HtN: What to you hope audiences feel when coming out of this film?
A.D: We feel that our world as getting completely consumed by devices. Something had been taken away, but was there a way to connect back to nature? It’s an invitation not only to us as filmmakers, but to others facing the same crisis to see Nocturnes and experience what we experience when we filmed in Arunachal Pradesh.
A.S: We wanted to create an experience where you come out of the film feeling calmer. For us, that’s the greatest gift we can give to anybody in these very fraught and difficult times. It’s not a superficial feel-good film, but we also don’t want to create a feeling that everything is gone and we need to get to the end fast. How can we be mindful about the ways we are interacting with the world, but at the same time, not feel so disheartened, like everything is over?
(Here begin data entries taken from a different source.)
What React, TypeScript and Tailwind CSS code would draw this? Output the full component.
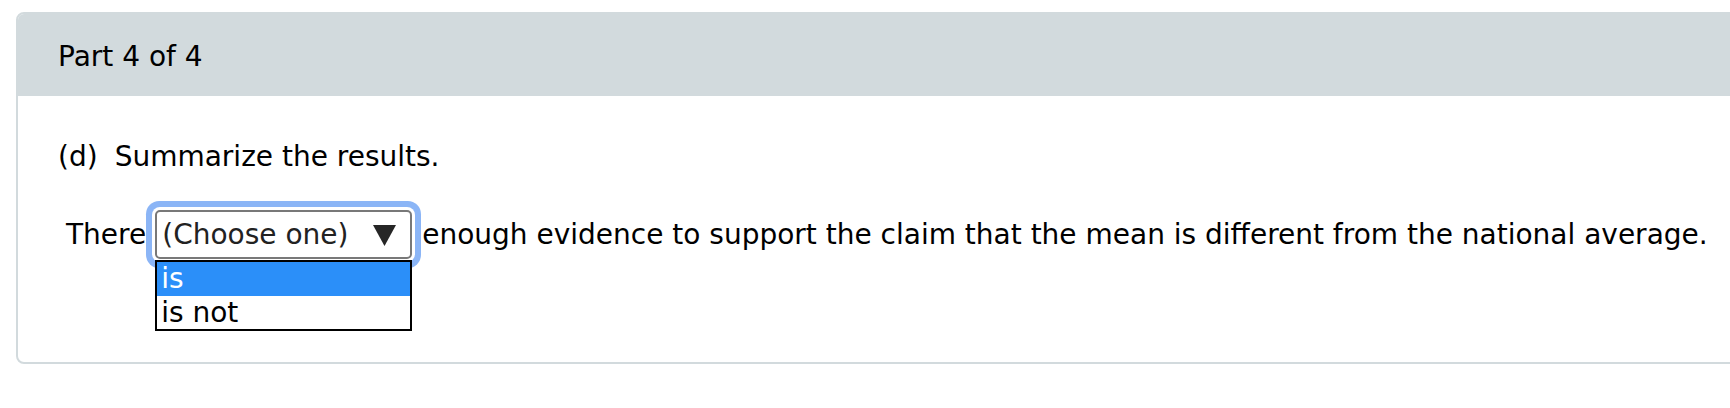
import React from 'react';

const font = { fontFamily: '"DejaVu Sans", Verdana, sans-serif' };

const SelectOpen = () => {
  const options = ['is', 'is not'];
  return (
    <div className="relative shrink-0">
      <div className="flex items-center justify-between w-[257px] h-[49px] pl-[5px] pr-[14px] bg-white border-2 border-[#787878] rounded-[5px] shadow-[0_0_0_3px_#ffffff,0_0_0_9px_#8bb5f6] text-[#222]">
        <span className="leading-[33px]">(Choose one)</span>
        <svg width="23" height="21" viewBox="0 0 23 21" className="mt-[1px]">
          <polygon points="0,0 23,0 11.5,21" fill="#262626" />
        </svg>
      </div>
      <div className="absolute left-0 top-[50px] w-[257px] bg-white border-2 border-black z-10">
        {options.map((opt, i) => (
          <div
            key={opt}
            className={
              i === 0
                ? 'h-[34px] leading-[34px] pl-[4px] bg-[#2b8ff9] text-white'
                : 'h-[33px] leading-[33px] pl-[4px] text-black'
            }
          >
            {opt}
          </div>
        ))}
      </div>
    </div>
  );
};

const App = () => {
  return (
    <div className="w-[1730px] h-[408px] overflow-hidden bg-white text-[28px] text-black" style={font}>
      <div className="mt-[12px] ml-[16px] w-[1730px] border-2 border-[#d2dadd] rounded-[8px] overflow-hidden">
        <div className="bg-[#d2dadd] pt-[26px] pb-[23px] px-[40px] leading-[33px]">
          Part 4 of 4
        </div>
        <div className="pt-[44px] pb-[103px] px-[40px]">
          <div className="flex leading-[33px]">
            <span>(d)</span>
            <span className="ml-[17px]">Summarize the results.</span>
          </div>
          <div className="flex items-center mt-[37px] pl-[8px] leading-[33px]">
            <span>There</span>
            <div className="ml-[9px] mr-[10px]">
              <SelectOpen />
            </div>
            <span className="whitespace-nowrap">
              enough evidence to support the claim that the mean is different from the national average.
            </span>
          </div>
        </div>
      </div>
    </div>
  );
};

export default App;
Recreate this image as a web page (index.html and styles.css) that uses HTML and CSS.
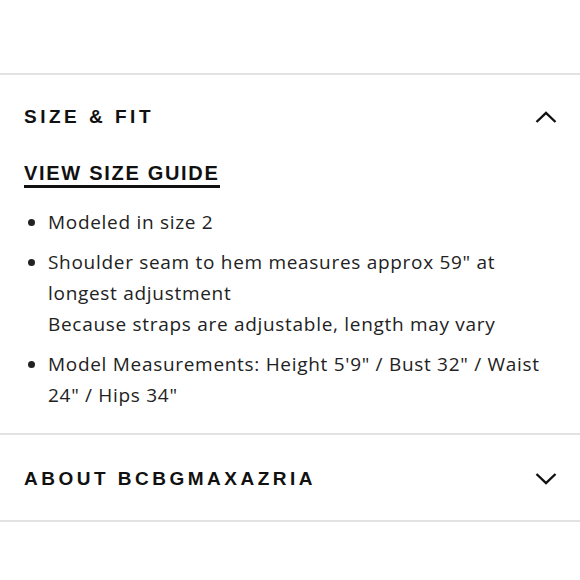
FILE: index.html
```html
<!DOCTYPE html>
<html>
<head>
<meta charset="utf-8">
<link rel="stylesheet" href="styles.css">
</head>
<body>
<div class="page">
  <section class="acc open">
    <div class="acc-head">
      <h2 class="acc-title">SIZE &amp; FIT</h2>
      <svg class="chev" width="22" height="12" viewBox="0 0 22 12"><path d="M1.5 11 L11 2 L20.5 11" fill="none" stroke="#111" stroke-width="2.4"/></svg>
    </div>
    <div class="acc-body">
      <a class="guide">VIEW SIZE GUIDE</a>
      <ul class="list">
        <li>Modeled in size 2</li>
        <li>Shoulder seam to hem measures approx 59" at longest adjustment<br>Because straps are adjustable, length may vary</li>
        <li>Model Measurements: Height 5'9" / Bust 32" / Waist 24" / Hips 34"</li>
      </ul>
    </div>
  </section>
  <section class="acc closed">
    <div class="acc-head">
      <h2 class="acc-title">ABOUT BCBGMAXAZRIA</h2>
      <svg class="chev" width="22" height="12" viewBox="0 0 22 12"><path d="M1.5 1 L11 10 L20.5 1" fill="none" stroke="#111" stroke-width="2.4"/></svg>
    </div>
  </section>
</div>
</body>
</html>
```
FILE: styles.css
```css
html, body {
  margin: 0;
  padding: 0;
  background: #fff;
}
.page {
  padding-top: 73px;
  font-family: "Open Sans", "Liberation Sans", sans-serif;
  color: #222;
}
.acc {
  border-top: 2px solid #e2e2e2;
}
.acc.closed {
  border-bottom: 2px solid #e2e2e2;
}
.acc-head {
  display: flex;
  justify-content: space-between;
  align-items: center;
  padding: 30px 23px 0 24px;
}
.closed .acc-head {
  padding: 32px 23px 29px 24px;
}
.acc-title {
  margin: 0;
  font-family: "Liberation Sans", Arial, sans-serif;
  font-weight: 700;
  font-size: 19px;
  line-height: 24px;
  letter-spacing: 3.5px;
  color: #111;
}
.chev {
  display: block;
}
.acc-body {
  padding: 32px 24px 22px 24px;
}
.guide {
  display: inline-block;
  font-family: "Liberation Sans", Arial, sans-serif;
  font-weight: 700;
  font-size: 20px;
  line-height: 24px;
  letter-spacing: 1.7px;
  color: #111;
  border-bottom: 3px solid #111;
}
.list {
  margin: 19px 0 0 0;
  padding: 0 0 0 24px;
  font-size: 19px;
  line-height: 31px;
  letter-spacing: 0.7px;
}
.list li {
  margin-bottom: 9px;
}
.list li:last-child {
  margin-bottom: 0;
}
```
A.D: We want young and old – especially children – to come to the cinema and experience it because they should know that the world has immense beauty still to offer. You can cherish this beauty, you can nurture this beauty, you can hold onto this beauty. We want to give hope to the younger generation, not that the world is ending. We still feel that, with the climate crisis and everything that is happening, we have an opportunity to turn it around.